In 1946, Semon was the only Democrat who ran for a District 32 seat. The Republican nominated two candidates, the incumbent Rose Poole and Troy Cook. Semon and Poole were both re-elected in the general election. During the 1947 legislative session, Semon was one of only two Democrats with a seat in Oregon's House of Representatives. He was appointed vice chairman of ways and means committee and also served on the agriculture and state and federal affairs committees. The session began on January 13 and ended on April 5.

Semon ran for re-election again in 1948. Semon and Thomas Bustin were nominated in the Democratic primary while Edward A. Geary and Carl Steinseifer were nominated on the Republican side. Semon and Geary won the two District 32 seats with Semon receiving 6,914 votes and Geary getting 5,689; Bustin was third with 4,091 followed by Steinseifer who got only 3,757 votes. The 1949 legislative session began on January 10 and last through 3 May. Once again, the Republicans had a big majority. Nevertheless, Semon was appointed chairman of the ways and means committee, the only Democrat given a committee chairmanship. He was also appointed to the elections and rules and resolutions committees. After the session ended, Semon was appointed to the State Emergency Board where he serve for the rest of the biennium.

== State Representative, 1950s ==

Semon ran for his tenth term in 1950. While Semon and Jesse Z. Smith were nominated in the Democratic primary, it was a very close race for Semon who ran second, only 25 votes ahead of the third-place finisher. The other District 32 incumbent, Edward Geary, was nominated in the Republican primary along with Fred Peterson. Semon and Geary were both re-elected in the November general election. The 1951 regular session began on January 8 and finished on 3 May. During the session, Semon served once again as chairman of the ways and means committee.
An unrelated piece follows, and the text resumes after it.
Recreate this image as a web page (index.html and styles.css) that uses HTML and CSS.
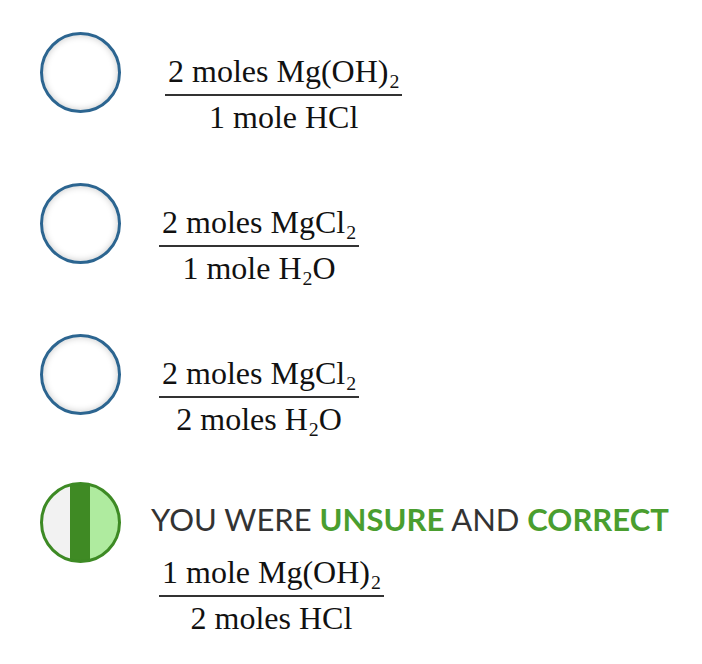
FILE: index.html
```html
<!DOCTYPE html>
<html lang="en">
<head>
<meta charset="utf-8">
<title>Question options</title>
<link rel="stylesheet" href="styles.css">
</head>
<body>
<ul class="options">
  <li class="option">
    <span class="radio"></span>
    <div class="content">
      <div class="frac frac--shift">
        <span class="num">2 moles Mg(OH)<sub>2</sub></span>
        <span class="den">1 mole HCl</span>
      </div>
    </div>
  </li>
  <li class="option">
    <span class="radio"></span>
    <div class="content">
      <div class="frac">
        <span class="num">2 moles MgCl<sub>2</sub></span>
        <span class="den">1 mole H<sub>2</sub>O</span>
      </div>
    </div>
  </li>
  <li class="option">
    <span class="radio"></span>
    <div class="content">
      <div class="frac">
        <span class="num">2 moles MgCl<sub>2</sub></span>
        <span class="den">2 moles H<sub>2</sub>O</span>
      </div>
    </div>
  </li>
  <li class="option option--answered">
    <span class="radio radio--unsure"></span>
    <div class="content">
      <p class="feedback">YOU WERE <strong>UNSURE</strong> AND <strong>CORRECT</strong></p>
      <div class="frac frac--after">
        <span class="num">1 mole Mg(OH)<sub>2</sub></span>
        <span class="den">2 moles HCl</span>
      </div>
    </div>
  </li>
</ul>
</body>
</html>
```

FILE: styles.css
```css
html, body {
  margin: 0;
  padding: 0;
  background: #ffffff;
}

.options {
  list-style: none;
  margin: 0;
  padding: 32px 0 0 40px;
  display: flex;
  flex-direction: column;
  gap: 48px;
}

.option {
  display: flex;
  align-items: flex-start;
}

.option--answered {
  margin-top: -3px;
}

.radio {
  flex: none;
  width: 81px;
  height: 81px;
  box-sizing: border-box;
  border: 3px solid #2c6590;
  border-radius: 50%;
  background: #ffffff;
  box-shadow: inset 0 0 7px rgba(0, 0, 0, 0.22);
}

.radio--unsure {
  border-color: #3d8a24;
  box-shadow: none;
  background: linear-gradient(to right,
    #f2f2f2 0, #f2f2f2 calc(50% - 10px),
    #3f8a24 calc(50% - 10px), #3f8a24 calc(50% + 10px),
    #afeb9f calc(50% + 10px), #afeb9f 100%);
}

.content {
  margin-left: 30px;
  display: flex;
  flex-direction: column;
  align-items: flex-start;
}

.frac {
  margin: 21px 0 0 8px;
  display: inline-flex;
  flex-direction: column;
  align-items: center;
  font-family: "Liberation Serif", "Times New Roman", serif;
  font-size: 32px;
  line-height: 36px;
  color: #111111;
  white-space: nowrap;
}

.frac--shift {
  margin-left: 14px;
}

.frac--after {
  margin-top: 17px;
}

.num {
  align-self: stretch;
  text-align: center;
  padding: 0 3px 5px;
  border-bottom: 2px solid #333333;
}

.den {
  padding: 3px 3px 0;
}

.frac sub {
  font-size: 0.62em;
  line-height: 0;
  margin-left: 1px;
  vertical-align: -0.3em;
}

.feedback {
  margin: 19px 0 0 0;
  font-family: Lato, "Liberation Sans", sans-serif;
  font-size: 31px;
  line-height: 36px;
  color: #333333;
  white-space: nowrap;
}

.feedback strong {
  font-weight: 700;
  color: #4a9e2f;
}
```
He was also appointed to the rules and resolutions committee. After the session ended, Semon was reappointed to the State Emergency Board.

Semon was unopposed in the Democratic primary in 1952 while Edward Geary was unopposed in the Republican primary. As a result, Semon and Geary were unopposed for the two District 32 seats in the general election so both incumbent retained their seats. The 1953 legislative session ran from January 12 through April 21. During the session, Semon once again served as chairman of the ways and means committee. After the session, Semon continued his service on the State Emergency Board.
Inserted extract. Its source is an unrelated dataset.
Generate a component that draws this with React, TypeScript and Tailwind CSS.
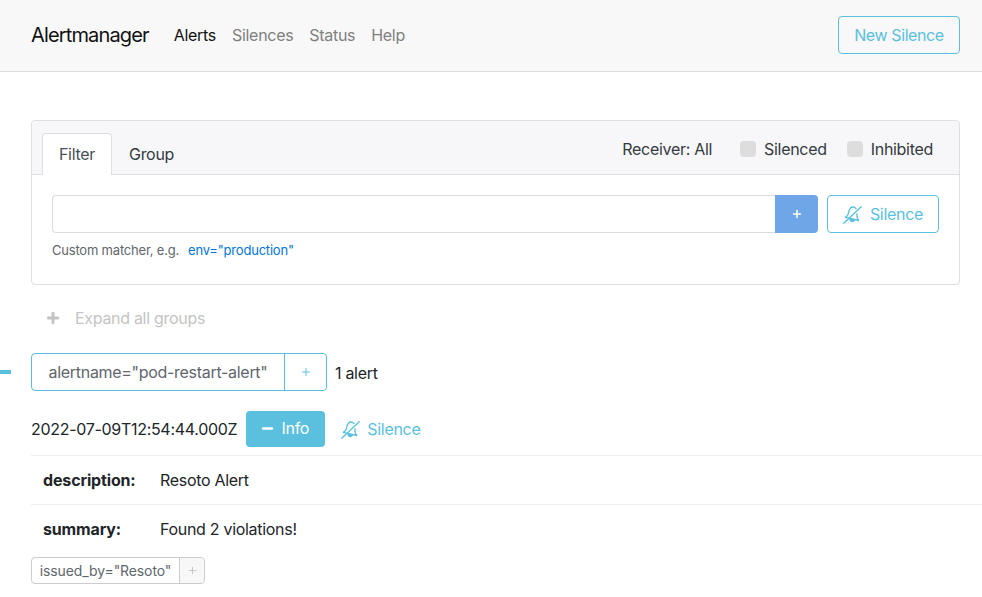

In 1954, Semon run for a twelfth term. However, redistricting had changed the Klamath County seats from District 32 to District 30. Semon was nominated in the Democratic primary along with Dorthy Lowell while his fellow incumbent Edward Geary was nominated on the Republican side. In the general election Semon and Geary easily retained their seats. The 1955 legislative session ran from January 10 through May 4. During the session, Geary was elected speaker of the House. While Geary led a Republican majority, he selected his Democratic colleague from Klamath County to serve as chairman the ways and means committee. After the session ended he was once again appointed to the State Emergency Board, representing the legislature when it is out of session.
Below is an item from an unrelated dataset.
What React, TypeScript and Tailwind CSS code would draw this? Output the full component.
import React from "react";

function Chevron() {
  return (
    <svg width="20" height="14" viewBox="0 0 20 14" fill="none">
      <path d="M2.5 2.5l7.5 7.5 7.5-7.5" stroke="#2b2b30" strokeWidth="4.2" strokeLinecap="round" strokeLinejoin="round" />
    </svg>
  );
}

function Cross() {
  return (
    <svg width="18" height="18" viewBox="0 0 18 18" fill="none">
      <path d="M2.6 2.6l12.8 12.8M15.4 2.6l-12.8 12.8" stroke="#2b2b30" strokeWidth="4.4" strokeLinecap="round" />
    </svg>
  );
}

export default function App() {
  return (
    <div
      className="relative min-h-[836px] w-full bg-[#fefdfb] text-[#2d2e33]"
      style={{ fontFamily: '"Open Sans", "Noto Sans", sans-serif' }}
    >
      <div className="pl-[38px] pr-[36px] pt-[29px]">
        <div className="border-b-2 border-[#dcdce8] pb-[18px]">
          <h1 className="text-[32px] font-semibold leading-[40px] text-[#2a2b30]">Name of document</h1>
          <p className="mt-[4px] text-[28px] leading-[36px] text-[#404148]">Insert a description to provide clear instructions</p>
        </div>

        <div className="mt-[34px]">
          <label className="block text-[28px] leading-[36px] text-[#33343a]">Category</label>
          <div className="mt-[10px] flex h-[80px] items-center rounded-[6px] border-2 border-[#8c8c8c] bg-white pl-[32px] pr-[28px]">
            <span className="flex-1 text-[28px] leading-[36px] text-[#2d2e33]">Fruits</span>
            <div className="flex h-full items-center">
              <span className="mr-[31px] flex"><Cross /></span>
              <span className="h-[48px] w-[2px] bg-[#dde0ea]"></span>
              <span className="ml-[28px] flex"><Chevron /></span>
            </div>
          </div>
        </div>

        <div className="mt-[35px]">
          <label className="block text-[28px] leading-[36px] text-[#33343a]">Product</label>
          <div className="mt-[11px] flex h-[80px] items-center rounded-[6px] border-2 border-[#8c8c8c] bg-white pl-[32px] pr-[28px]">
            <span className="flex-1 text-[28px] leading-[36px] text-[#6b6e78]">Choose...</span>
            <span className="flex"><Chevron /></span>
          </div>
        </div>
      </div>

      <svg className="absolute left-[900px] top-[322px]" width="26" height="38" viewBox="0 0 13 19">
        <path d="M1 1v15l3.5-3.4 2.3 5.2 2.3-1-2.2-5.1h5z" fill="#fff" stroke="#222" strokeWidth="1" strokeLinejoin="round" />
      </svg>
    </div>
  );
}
In 1956, Semon was finishing his twelve terms in the Oregon House and was tired with Representative Herman H. Chindgren for the longest tenure in the body. However, his conservative voting record had led to conflicts with Democratic Party leaders. As a result, he decided to run for re-election in 1956 as an independent candidate instead of a Democrat. Since he filed as an Independent, Semon did not run in the primary election. In the November general election, Semon ran third in a field of five candidates, behind Democrats John L. Kerbow and Carl Yancey. Since District 30 had only two seats, Semon lost his bid for another term. However, he remained on the State Emergency Board serving out his previous term which ended in early January 1957 when the new legislature was sworn into office.

A factor in Semon's defeat may have been a lawsuit filed against him just prior to the election. In the lawsuit, Mildred Hoffman alleged that Semon had been responsible for a 1954 automobile accident that caused her serious injuries.

== Later life and legacy ==

Two weeks after the 1956 general election, the trial to resolve Hoffman's lawsuit against Semon began in Klamath Falls. Hoffman was seeking $101,000 in damages for injuries resulting from an automobile accident which she claimed Semon had caused. Shortly after the proceeding got underway, Hoffman's lawyer asked that the proceeding be delayed while the plaintiff documented additional injuries. The judge granted a continuance which put the trial on temporary hold. Eventually, the trial went forward. The final outcome was a judgement against Semon which required him to pay Hoffman $15,000 for her injuries.

After leaving the legislature, Semon continued to farm and remained active in a wide range of state and local organizations. These included the local Elks lodge, the Klamath Falls Rotary club, and the Henley grange as well as the Klamath County chamber of commerce and the Klamath County Potato Growers Association. He also continued serving on the board of directors for the First Federal Saving and Loan Association of Klamath Falls until his death.

Semon died on October 9, 1958, after suffering a stroke at his home south of Klamath Falls. His funeral was held at Mount Laki Church on October 11, 1958. He was buried at the Mount Laki Cemetery south of Klamath Falls.

Shortly after his death, the Oregon Board of Higher Education voted to name the student union at Oregon Institute of Technology after Semon. The board wanted to recognize Semon for his long-time support and advocacy for the school. When the next legislative session began in January 1959, one of the first bills passed was a resolution honoring Semon for his long service to the State of Oregon. The resolution passed both the state House and Senate unanimously.

Today, Semon's legislative correspondence and other papers are part of the University of Oregon library's special archives collection. There are over 3,000 of letters and other documents in the Semon collection.